CHALLENGE:
Skip the pictures and extract all of the lines exactly as written.

"""

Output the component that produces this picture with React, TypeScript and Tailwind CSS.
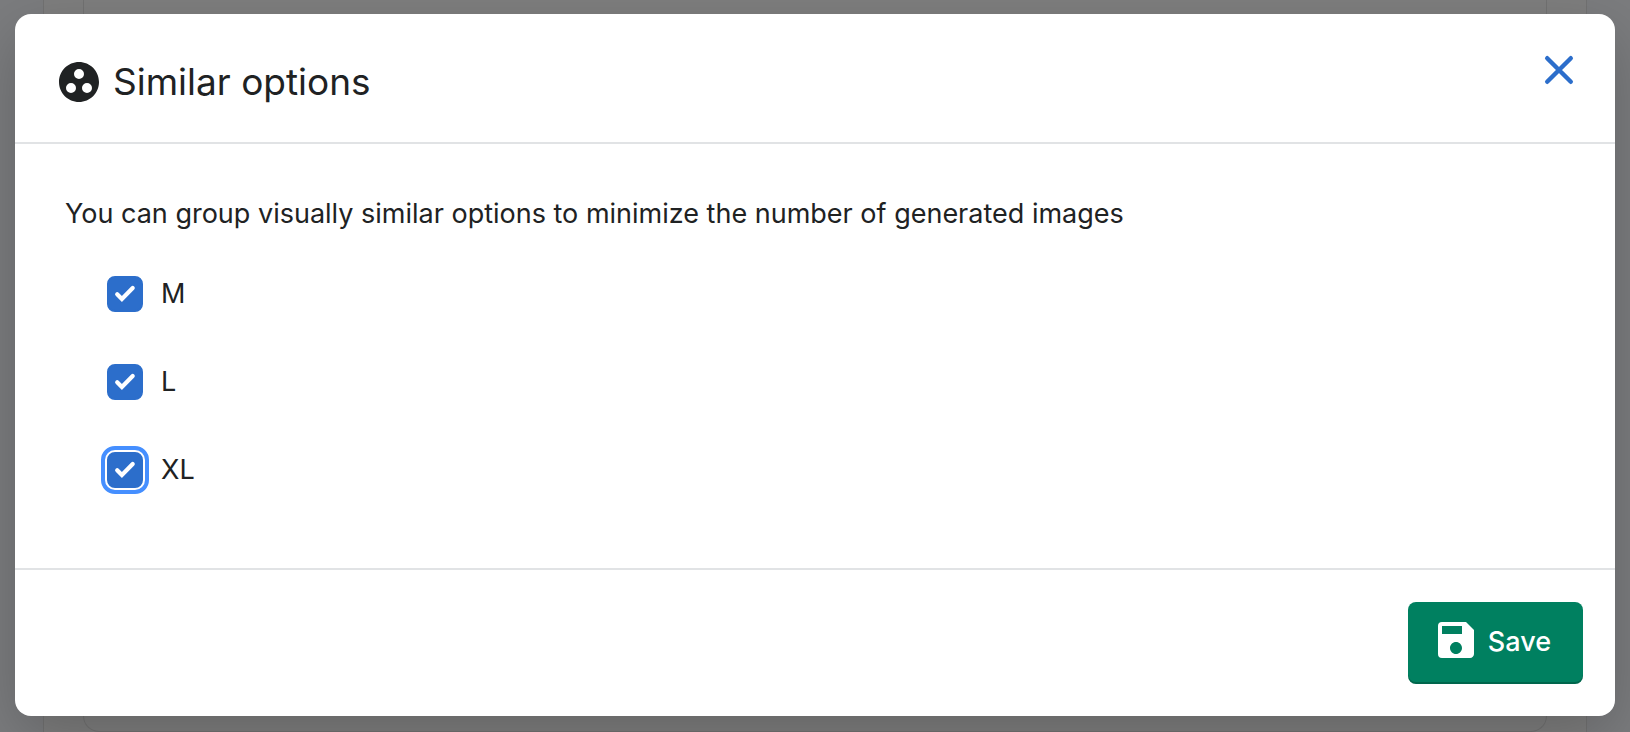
import { useState } from "react";
import { MdGroupWork, MdSave } from "react-icons/md";

const OPTIONS = ["M", "L", "XL"];

type OptionProps = {
  label: string;
  checked: boolean;
  focused: boolean;
  onToggle: () => void;
};

function Option({ label, checked, focused, onToggle }: OptionProps) {
  return (
    <li>
      <label className="flex w-fit items-center gap-[18px]">
        <span className="grid size-9">
          <input
            type="checkbox"
            checked={checked}
            autoFocus={focused}
            onChange={onToggle}
            className="col-start-1 row-start-1 size-9 appearance-none rounded-lg border-2 border-[#8c9196] bg-white outline-[#458fff] checked:border-[#2c6ecb] checked:bg-[#2c6ecb] focus:outline-4 focus:outline-offset-2"
          />
          {checked && (
            <svg
              viewBox="0 0 36 36"
              fill="none"
              stroke="#fff"
              strokeWidth="4.2"
              strokeLinecap="round"
              strokeLinejoin="miter"
              aria-hidden="true"
              className="pointer-events-none col-start-1 row-start-1 size-9"
            >
              <path d="M10.2 18.2l4.7 4.7L25.7 12" />
            </svg>
          )}
        </span>
        {label}
      </label>
    </li>
  );
}

export default function App() {
  const [selected, setSelected] = useState<string[]>(OPTIONS);

  const toggle = (label: string) =>
    setSelected((current) =>
      current.includes(label) ? current.filter((item) => item !== label) : [...current, label],
    );

  return (
    <div className="relative grid min-h-screen overflow-hidden bg-[#7b7c7e] font-['Inter',sans-serif] text-[#202223]">
      <div
        className="col-start-1 row-start-1 mx-[43px] flex border-x border-[#727272] bg-[#7e7e7e] px-[39px]"
        aria-hidden="true"
      >
        <div className="flex-1 rounded-b-2xl border-x border-b border-[#727272]" />
      </div>
      <div
        role="dialog"
        aria-labelledby="dialog-title"
        className="col-start-1 row-start-1 mx-[15px] mt-3.5 mb-4 flex flex-col rounded-2xl bg-white shadow-[0_20px_60px_rgba(0,0,0,0.2)]"
      >
        <header className="flex items-start justify-between border-b-2 border-[#e1e3e5] py-9 pr-9 pl-10">
          <h1 id="dialog-title" className="flex items-center gap-2.5 pt-2 text-[37px] leading-12">
            <MdGroupWork className="size-12" aria-hidden="true" />
            Similar options
          </h1>
          <button type="button" aria-label="Close" className="text-[#2c6ecb]">
            <svg viewBox="0 0 40 40" fill="none" stroke="currentColor" strokeWidth="4.4" strokeLinecap="round" className="size-10">
              <path d="M8.2 8.2l23.6 23.6M31.8 8.2L8.2 31.8" />
            </svg>
          </button>
        </header>
        <main className="flex-1 px-[50px] pt-[50px] pb-[78px] text-[27px] leading-10">
          <p>You can group visually similar options to minimize the number of generated images</p>
          <ul className="mt-10 ml-[42px] flex flex-col gap-12">
            {OPTIONS.map((label) => (
              <Option
                key={label}
                label={label}
                checked={selected.includes(label)}
                focused={label === "XL"}
                onToggle={() => toggle(label)}
              />
            ))}
          </ul>
        </main>
        <footer className="flex justify-end border-t-2 border-[#e1e3e5] p-8">
          <button
            type="button"
            className="flex items-start gap-2 rounded-lg bg-[#008060] pt-3.5 pr-8 pb-4 pl-6 text-[27px] leading-[52px] font-medium text-white shadow-[inset_0_-2px_0_rgba(0,0,0,0.2)]"
          >
            <MdSave className="size-12" aria-hidden="true" />
            Save
          </button>
        </footer>
      </div>
    </div>
  );
}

"""

RESULT BELOW:
Output the component that produces this picture with React, TypeScript and Tailwind CSS.
import { useState } from "react";
import { MdGroupWork, MdSave } from "react-icons/md";

const OPTIONS = ["M", "L", "XL"];

type OptionProps = {
  label: string;
  checked: boolean;
  focused: boolean;
  onToggle: () => void;
};

function Option({ label, checked, focused, onToggle }: OptionProps) {
  return (
    <li>
      <label className="flex w-fit items-center gap-[18px]">
        <span className="grid size-9">
          <input
            type="checkbox"
            checked={checked}
            autoFocus={focused}
            onChange={onToggle}
            className="col-start-1 row-start-1 size-9 appearance-none rounded-lg border-2 border-[#8c9196] bg-white outline-[#458fff] checked:border-[#2c6ecb] checked:bg-[#2c6ecb] focus:outline-4 focus:outline-offset-2"
          />
          {checked && (
            <svg
              viewBox="0 0 36 36"
              fill="none"
              stroke="#fff"
              strokeWidth="4.2"
              strokeLinecap="round"
              strokeLinejoin="miter"
              aria-hidden="true"
              className="pointer-events-none col-start-1 row-start-1 size-9"
            >
              <path d="M10.2 18.2l4.7 4.7L25.7 12" />
            </svg>
          )}
        </span>
        {label}
      </label>
    </li>
  );
}

export default function App() {
  const [selected, setSelected] = useState<string[]>(OPTIONS);

  const toggle = (label: string) =>
    setSelected((current) =>
      current.includes(label) ? current.filter((item) => item !== label) : [...current, label],
    );

  return (
    <div className="relative grid min-h-screen overflow-hidden bg-[#7b7c7e] font-['Inter',sans-serif] text-[#202223]">
      <div
        className="col-start-1 row-start-1 mx-[43px] flex border-x border-[#727272] bg-[#7e7e7e] px-[39px]"
        aria-hidden="true"
      >
        <div className="flex-1 rounded-b-2xl border-x border-b border-[#727272]" />
      </div>
      <div
        role="dialog"
        aria-labelledby="dialog-title"
        className="col-start-1 row-start-1 mx-[15px] mt-3.5 mb-4 flex flex-col rounded-2xl bg-white shadow-[0_20px_60px_rgba(0,0,0,0.2)]"
      >
        <header className="flex items-start justify-between border-b-2 border-[#e1e3e5] py-9 pr-9 pl-10">
          <h1 id="dialog-title" className="flex items-center gap-2.5 pt-2 text-[37px] leading-12">
            <MdGroupWork className="size-12" aria-hidden="true" />
            Similar options
          </h1>
          <button type="button" aria-label="Close" className="text-[#2c6ecb]">
            <svg viewBox="0 0 40 40" fill="none" stroke="currentColor" strokeWidth="4.4" strokeLinecap="round" className="size-10">
              <path d="M8.2 8.2l23.6 23.6M31.8 8.2L8.2 31.8" />
            </svg>
          </button>
        </header>
        <main className="flex-1 px-[50px] pt-[50px] pb-[78px] text-[27px] leading-10">
          <p>You can group visually similar options to minimize the number of generated images</p>
          <ul className="mt-10 ml-[42px] flex flex-col gap-12">
            {OPTIONS.map((label) => (
              <Option
                key={label}
                label={label}
                checked={selected.includes(label)}
                focused={label === "XL"}
                onToggle={() => toggle(label)}
              />
            ))}
          </ul>
        </main>
        <footer className="flex justify-end border-t-2 border-[#e1e3e5] p-8">
          <button
            type="button"
            className="flex items-start gap-2 rounded-lg bg-[#008060] pt-3.5 pr-8 pb-4 pl-6 text-[27px] leading-[52px] font-medium text-white shadow-[inset_0_-2px_0_rgba(0,0,0,0.2)]"
          >
            <MdSave className="size-12" aria-hidden="true" />
            Save
          </button>
        </footer>
      </div>
    </div>
  );
}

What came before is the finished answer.